Ursprünglich als Live-Talkshow mit Video geplant, verlagerten sich die Macher schnell auf die Podcastschiene – wo sie bis heute gelieben sind. Mittlerweile ist mit Holger Friedrich auch ein Teammitglied für die Technik dazugestoßen. Seit 2022 gibt es Rund ums Eck zudem als Webradio. Infos und Links finden Sie hier.

Groß genug, damit was los ist, aber eben doch so klein, dass man sich kennt – und eine Meinung zueinander hat. Die Episode mit dem Berater und Linienbus-Verzierer Markus Baulig hat so stark polarisiert wie keine andere, erzählen die Podcaster.
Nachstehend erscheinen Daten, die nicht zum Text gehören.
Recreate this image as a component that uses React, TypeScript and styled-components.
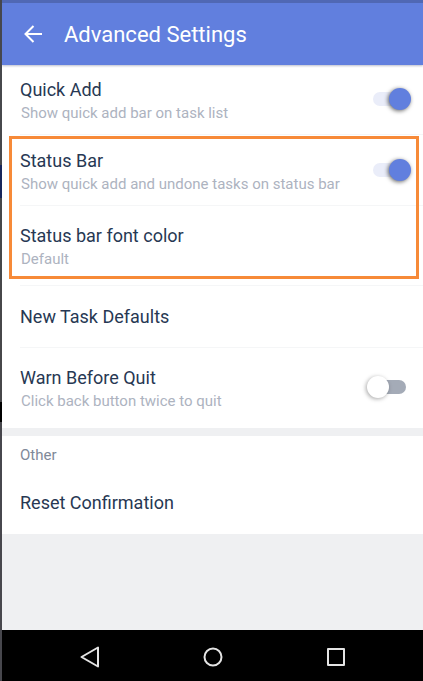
import React from "react";
import styled, { createGlobalStyle } from "styled-components";

const GlobalStyle = createGlobalStyle`
  *, *::before, *::after { box-sizing: border-box; }
  body { margin: 0; font-family: Roboto, sans-serif; background: #eff0f2; }
  button { font-family: inherit; border: 0; background: none; padding: 0; cursor: pointer; }
  h1, h2 { margin: 0; font-weight: 400; }
`;

const Page = styled.div`
  display: grid;
  grid-template-columns: 2px minmax(0, 1fr);
  min-height: 100vh;
`;

const Edge = styled.div`
  background: linear-gradient(
    #47484c 165px, #17265c 165px 198px, #47474a 198px 402px,
    #000 402px 422px, #47474d 422px
  );
`;

const Screen = styled.div`
  display: flex;
  flex-direction: column;
  background: #eff0f2;
`;

const Header = styled.header`
  display: flex;
  align-items: center;
  height: 65px;
  padding: 2px 20px 0;
  gap: 20px;
  border-top: 3px solid #5068b4;
  background: #617fde;
  color: #fff;
  box-shadow: 0 1px 2px rgba(60, 70, 110, 0.35);
  z-index: 1;
`;

const BackButton = styled.button`
  display: flex;
  padding-bottom: 2px;
  color: inherit;
`;

const Title = styled.h1`
  font-size: 22px;
  line-height: 28px;
`;

const Section = styled.section`
  background: #fff;
  & + & { margin-top: 8px; }
`;

const FirstSection = styled(Section)`
  margin-top: -1px;
`;

const Highlighted = styled.div`
  position: relative;
`;

const HighlightFrame = styled.div`
  position: absolute;
  inset: 1px 4px 7px 7px;
  border: 3px solid #f78a38;
  pointer-events: none;
`;

const Item = styled.div<{ $roomy?: boolean; $last?: boolean }>`
  margin-left: 18px;
  border-bottom: 1px solid ${(p) => (p.$last ? "transparent" : "#f5f6f7")};
  > * {
    display: flex;
    align-items: center;
    justify-content: space-between;
    width: 100%;
    text-align: left;
    padding: ${(p) => (p.$roomy ? "16px 12px 17px 0" : "12px 12px 12px 0")};
  }
`;

const SingleItem = styled(Item)`
  > * { padding: 17px 12px 16px 0; }
`;

const Texts = styled.span`
  display: flex;
  flex-direction: column;
`;

const Name = styled.span`
  font-size: 18px;
  line-height: 28px;
  color: #273853;
`;

const Note = styled.span`
  padding-left: 1px;
  font-size: 15px;
  line-height: 18px;
  color: #adb3bf;
`;

const SectionTitle = styled.h2`
  padding: 2px 0 0 18px;
  font-size: 15px;
  line-height: 34px;
  color: #7f8999;
`;

const Switch = styled.input`
  appearance: none;
  flex: none;
  display: grid;
  align-items: center;
  width: 44px;
  height: 22px;
  margin: 0;
  cursor: pointer;
  &::before, &::after { content: ""; grid-area: 1 / 1; }
  &::before {
    height: 14px;
    margin: 0 5px 0 6px;
    border-radius: 7px;
    background: #a4abb7;
  }
  &::after {
    width: 22px;
    height: 22px;
    border-radius: 50%;
    background: #fff;
    box-shadow: -1px 1px 4px rgba(0, 0, 0, 0.35);
  }
  &:checked::before { background: #eaedf9; }
  &:checked::after {
    justify-self: end;
    background: #617fde;
    box-shadow: -1px 1px 4px rgba(0, 0, 0, 0.6);
  }
`;

const NavBar = styled.nav`
  display: flex;
  align-items: center;
  justify-content: space-around;
  height: 51px;
  margin-top: auto;
  padding: 2px 25px 0 26px;
  background: #000;
`;

const NavButton = styled.button`
  display: flex;
  color: #e4e4e4;
`;

function Glyph({ children }: { children: React.ReactNode }) {
  return (
    <svg width="24" height="24" viewBox="0 0 24 24" fill="none" stroke="currentColor" strokeWidth="2" strokeLinejoin="round" aria-hidden="true">
      {children}
    </svg>
  );
}

interface ToggleProps {
  id: string;
  name: string;
  note: string;
  on?: boolean;
  roomy?: boolean;
  last?: boolean;
}

function ToggleItem({ id, name, note, on, roomy, last }: ToggleProps) {
  return (
    <Item $roomy={roomy} $last={last}>
      <label htmlFor={id}>
        <Texts>
          <Name>{name}</Name>
          <Note>{note}</Note>
        </Texts>
        <Switch id={id} type="checkbox" role="switch" defaultChecked={on} />
      </label>
    </Item>
  );
}

export default function App() {
  return (
    <Page>
      <GlobalStyle />
      <Edge />
      <Screen>
        <Header>
          <BackButton aria-label="Back">
            <svg width="22" height="22" viewBox="0 0 22 22" fill="none" stroke="currentColor" strokeWidth="2" aria-hidden="true">
              <path d="M20 11H4M11.5 3L3.5 11L11.5 19" />
            </svg>
          </BackButton>
          <Title>Advanced Settings</Title>
        </Header>
        <main>
          <FirstSection>
            <ToggleItem id="quick-add" name="Quick Add" note="Show quick add bar on task list" on />
            <Highlighted>
              <ToggleItem id="status-bar" name="Status Bar" note="Show quick add and undone tasks on status bar" on />
              <Item $roomy>
                <button>
                  <Texts>
                    <Name>Status bar font color</Name>
                    <Note>Default</Note>
                  </Texts>
                </button>
              </Item>
              <HighlightFrame />
            </Highlighted>
            <SingleItem>
              <button><Name>New Task Defaults</Name></button>
            </SingleItem>
            <ToggleItem id="warn-quit" name="Warn Before Quit" note="Click back button twice to quit" roomy last />
          </FirstSection>
          <Section>
            <SectionTitle>Other</SectionTitle>
            <SingleItem $last>
              <button><Name>Reset Confirmation</Name></button>
            </SingleItem>
          </Section>
        </main>
        <NavBar aria-label="System">
          <NavButton aria-label="Back"><Glyph><path d="M20 2.5V21.5L3.5 12Z" /></Glyph></NavButton>
          <NavButton aria-label="Home"><Glyph><circle cx="12" cy="12" r="8.5" /></Glyph></NavButton>
          <NavButton aria-label="Recent apps"><Glyph><rect x="4" y="4" width="16" height="16" /></Glyph></NavButton>
        </NavBar>
      </Screen>
    </Page>
  );
}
Doch auch, wenn insbesondere Mahlow und Klöckner gerne Engagierte und Entscheider aus der Wirtschaft an Land ziehen: In PR soll keine Folge von Rund ums Eck ausarten.

Nun wird auch mal der Radius erweitert

Ein schmaler Grad, wenn man andererseits der Eigenzuschreibung folgt, „nicht investigativ-journalistisch“ in die Gespräche gehen zu wollen, sondern möglichst viel Redeanteil dem Gast zu überlassen. Insofern ist Rund ums Eck womöglich nicht nur eine Ortsbeschreibung der Rhein-Mosel-Kreuzung, sondern auch ein Synonym für die Quadratur des Kreises: Gesprächsformat sein, ohne „Laberpodcast“ zu werden.
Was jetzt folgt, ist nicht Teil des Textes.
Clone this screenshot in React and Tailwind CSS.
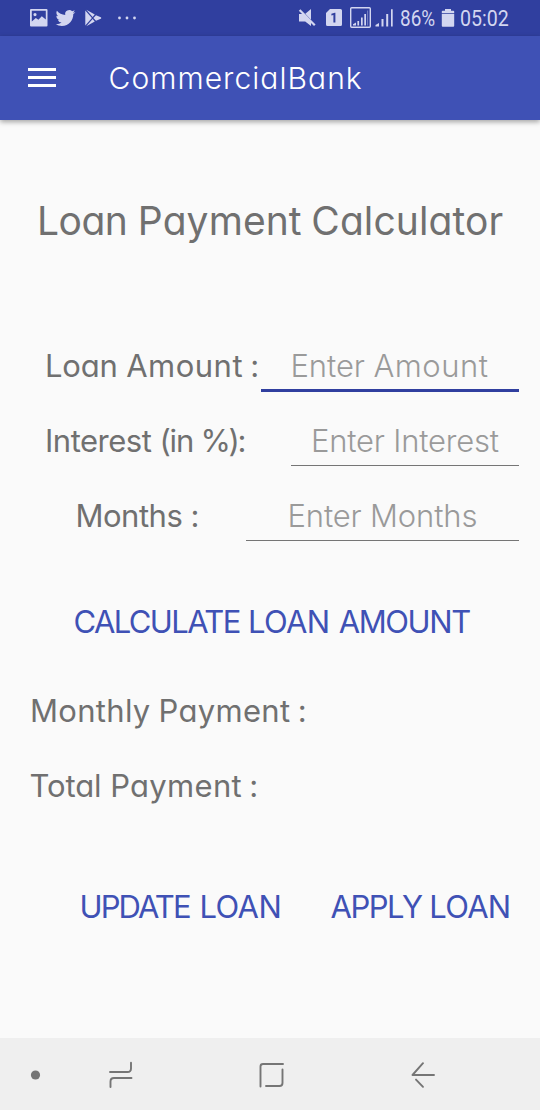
function StatusIcons() {
  return (
    <svg className="h-9 w-[150px]" viewBox="0 0 150 36" fill="#d3d6f0">
      <path
        fillRule="evenodd"
        d="M31 9h15.5a1 1 0 0 1 1 1v15.5a1 1 0 0 1-1 1H31a1 1 0 0 1-1-1V10a1 1 0 0 1 1-1zM31.8 10.8v10.6l4-3.4 2.6 1.8 3.4-3.6 4 3.4v-8.800zM35 13a1.600 1.600 0 1 1 0 3.200 1.600 1.600 0 0 1 0-3.200z"
      />
      <path
        transform="translate(55.6 8.2) scale(0.82)"
        d="M23.953 4.57a10 10 0 01-2.825.775 4.958 4.958 0 002.163-2.723c-.951.555-2.005.959-3.127 1.184a4.92 4.92 0 00-8.384 4.482C7.69 8.095 4.067 6.13 1.64 3.162a4.822 4.822 0 00-.666 2.475c0 1.71.87 3.213 2.188 4.096a4.904 4.904 0 01-2.228-.616v.06a4.923 4.923 0 003.946 4.827 4.996 4.996 0 01-2.212.085 4.936 4.936 0 004.604 3.417 9.867 9.867 0 01-6.102 2.105c-.39 0-.779-.023-1.17-.067a13.995 13.995 0 007.557 2.209c9.053 0 13.998-7.496 13.998-13.985 0-.21 0-.42-.015-.63A9.935 9.935 0 0024 4.59z"
      />
      <path d="M85.3 10.4v15.2l6.6-7.6zM86.3 9.7l6.3 7.3 2.2-2.4zM86.3 26.3l6.3-7.3 2.2 2.4zM96 15.2 93.4 18l2.6 2.8 4.8-2.1a.8.8 0 0 0 0-1.4z" />
      <circle cx="119.5" cy="18" r="1.4" />
      <circle cx="127" cy="18" r="1.4" />
      <circle cx="134.5" cy="18" r="1.4" />
    </svg>
  );
}

function SignalIcons() {
  return (
    <svg className="h-9 w-[99px]" viewBox="296 0 99 36" fill="#d3d6f0">
      <path d="M299 14h5l7 7.500v4.600l-5.800-4.600H299zM305.300 13.800l5.700-4.800v10.800z" />
      <path d="m299.600 10 15.200 15.200" stroke="#d3d6f0" strokeWidth="2.200" fill="none" />
      <path
        fillRule="evenodd"
        d="M330 9h10.5a1.5 1.5 0 0 1 1.5 1.5v14a1.5 1.5 0 0 1-1.5 1.5h-13a1.5 1.5 0 0 1-1.5-1.5V13zM331.4 13.8v1.8l2-.6v7.6h2v-9.8h-.6z"
      />
      <rect x="350.7" y="7.7" width="19.6" height="19.6" rx="1" fill="none" stroke="#d3d6f0" strokeWidth="1.4" />
      <path d="M353 25.500v-1.300l3-1.700v3zM357.400 21h1.700v4.500h-1.700zM361 17.500h1.700v8H361zM364.300 14h1.700v11.500h-1.700z" />
      <path d="M367.200 10.500h.9v15h-.9z" opacity=".5" />
      <path d="M375.5 26.5V25l3.5-2v3.5zM381.5 19h2v7.5h-2zM386.2 14h2v12.5h-2zM391 9.2h1.7v17.3H391z" />
    </svg>
  );
}

function BatteryIcon() {
  return (
    <svg className="h-9 w-[14px]" viewBox="0 0 14 36" fill="#d3d6f0">
      <path d="M4 9h6v1.800h2.400a.8.8 0 0 1 .8.8V13H.8v-1.400a.8.8 0 0 1 .8-.8H4zM.8 13.800h12.400v12a.9.9 0 0 1-.9.9H1.700a.9.9 0 0 1-.9-.9z" />
    </svg>
  );
}

function StatusBar() {
  return (
    <header className="flex h-9 items-center bg-[#303f9f] font-['Roboto',sans-serif] text-[22px] leading-9 text-[#d3d6f0]">
      <StatusIcons />
      <div className="w-[146px]" />
      <SignalIcons />
      <span className="ml-[4.5px] w-[41px] origin-left scale-x-[0.86] pt-[2px]">86%</span>
      <BatteryIcon />
      <span className="ml-[5px] origin-left scale-x-[0.89] pt-[2px]">05:02</span>
    </header>
  );
}

function AppBar() {
  return (
    <div className="flex h-[84px] items-center bg-[#3f51b5] pl-7 text-white shadow-[0_2px_5px_rgba(0,0,0,0.35)]">
      <div className="flex w-7 flex-col gap-[5px] pb-[1px]">
        <span className="h-[3px] bg-white" />
        <span className="h-[3px] bg-white" />
        <span className="h-[3px] bg-white" />
      </div>
      <h1 className="ml-[52.5px] text-[30px] font-light tracking-[1.05px]">CommercialBank</h1>
    </div>
  );
}

function NavBar() {
  return (
    <nav className="flex h-[72px] bg-[#efefef]">
      <svg className="h-[72px] w-[540px]" viewBox="0 1038 540 72" fill="none" stroke="#757575" strokeWidth="1.9" strokeLinecap="round">
        <circle cx="35.5" cy="1075" r="4.6" fill="#757575" stroke="none" />
        <path d="M110 1072h17.5q3.5 0 3.5-3.5V1062.7M131.5 1078h-17.5q-3.5 0-3.5 3.5V1087" />
        <path d="M260.5 1086.5V1066.5q0-2.5 2.5-2.500H283M282.500 1069.500V1083q0 3-3 3H266" />
        <path d="M434 1075H412.500L423 1063.200M416 1079.600l7 7.200" strokeLinejoin="round" />
      </svg>
    </nav>
  );
}

export default function App() {
  return (
    <div className="flex h-[1110px] w-[540px] flex-col overflow-hidden whitespace-nowrap bg-[#fafafa] font-['Inter',sans-serif] text-[31px] text-[#707070] [font-feature-settings:'cv11']">
      <StatusBar />
      <AppBar />
      <main className="flex flex-1 flex-col">
        <h2 className="h-[209px] pl-[37px] text-[39px] leading-[201px]">
          <span className="tracking-[-0.5px]">Loan </span>
          <span className="tracking-[0.1px]">Payment </span>
          <span className="ml-[-1.5px] tracking-[0.1px]">Calculator</span>
        </h2>

        <div className="flex h-[75px] leading-[74px]">
          <label className="w-[261px] pl-[45px]">
            <span className="tracking-[-0.2px]">Loan </span>
            <span className="tracking-[0.5px]">Amount</span>
            <span className="tracking-[-1.5px]"> :</span>
          </label>
          <div className="h-[63px] w-[258px] border-b-3 border-[#303f9f] pl-[29.5px] font-light text-[#9a9a9a]">
            <span className="tracking-[-0.1px]">Enter </span>
            <span className="tracking-[0.5px]">Amount</span>
          </div>
        </div>
        <div className="flex h-[75px] leading-[74px]">
          <label className="w-[291px] pl-[45px]">
            <span className="tracking-[-0.5px]">Interest </span>
            <span className="tracking-[-1.2px]">(in </span>
            <span className="tracking-[-2.4px]">%):</span>
          </label>
          <div className="h-[62px] w-[228px] border-b border-[#757575] pl-[20px] font-light tracking-[-0.2px] text-[#9a9a9a]">Enter Interest</div>
        </div>
        <div className="flex h-[75px] leading-[74px]">
          <label className="w-[246px] pl-[75.5px] tracking-[-0.5px]">Months :</label>
          <div className="h-[62px] w-[273px] border-b border-[#757575] pl-[41.5px] font-light tracking-[-0.15px] text-[#9a9a9a]">Enter Months</div>
        </div>

        <button className="mt-[30px] h-[75px] pl-[73.5px] text-left leading-[73px] text-[#3f51b5]">
          <span className="tracking-[-1.6px]">CALCULATE </span>
          <span className="ml-[1px] tracking-[-0.6px]">LOAN </span>
          <span className="ml-[1px] tracking-[-1.4px]">AMOUNT</span>
        </button>

        <p className="mt-[15px] h-[75px] pl-[30px] leading-[74px]">
          <span className="tracking-[0.3px]">Monthly </span>
          <span className="ml-[-1px] tracking-[0.3px]">Payment</span>
          <span className="tracking-[-1.5px]"> :</span>
        </p>
        <p className="h-[75px] pl-[29.5px] leading-[74px]">
          <span className="tracking-[-0.1px]">Total </span>
          <span className="tracking-[0.3px]">Payment</span>
          <span className="tracking-[-1.5px]"> :</span>
        </p>

        <div className="mt-[45px] flex h-[75px] leading-[73px] text-[#3f51b5]">
          <button className="w-[250px] pl-[79.5px] text-left">
            <span className="tracking-[-1.9px]">UPDATE </span>
            <span className="ml-[3px] tracking-[-0.6px]">LOAN</span>
          </button>
          <button className="pl-[80.5px] text-left">
            <span className="tracking-[-1.5px]">APPLY </span>
            <span className="ml-[0.5px] tracking-[-0.7px]">LOAN</span>
          </button>
        </div>
      </main>
      <NavBar />
    </div>
  );
}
Viele Stammhörer und nach eigener Auskunft vierstellige Streamingergebnisse in der Spitze nehmen die Macher als positives Feedback dafür, dass das gelingt. Und dass nach gut 100 Folgen noch längst kein Ende in Sicht ist: Die Gesprächspartner gehen so schnell nicht aus, versichern Röhr, Klöckner und Mahlow – auch, weil man inzwischen bereit ist, den Radius durchaus auch ein paar Kilometer zu erweitern. So waren etwa der BKA-Beamte und Autor Andy Neumann und der Pfarrer Jörg Meyrer, beide aus dem Ahrtal, schon zu hören.

Das Brigittchen wird vermisst

Nur ein Wunschgast wird Rund ums Eck nicht mehr beehren können: „Für das Brigittchen ist es leider zu spät“, sagt Manolito Röhr. Die stadtbekannte Prostituierte Brigitte Karbach, die nach Meinung einiger sogar eine nach ihr benannte Straße verdient hätte, ist schon 2008 gestorben. Einen Platz im sprechenden Stadtarchiv von Rund ums Eck hätte ihr wohl mancher gegönnt.

Transparenzhinweis
In einer Folge aus dem Oktober 2021 war auch Lars Hennemann, Chefredakteur der Rhein-Zeitung, als Gast im Podcast Rund ums Eck eingeladen und gab ein Interview.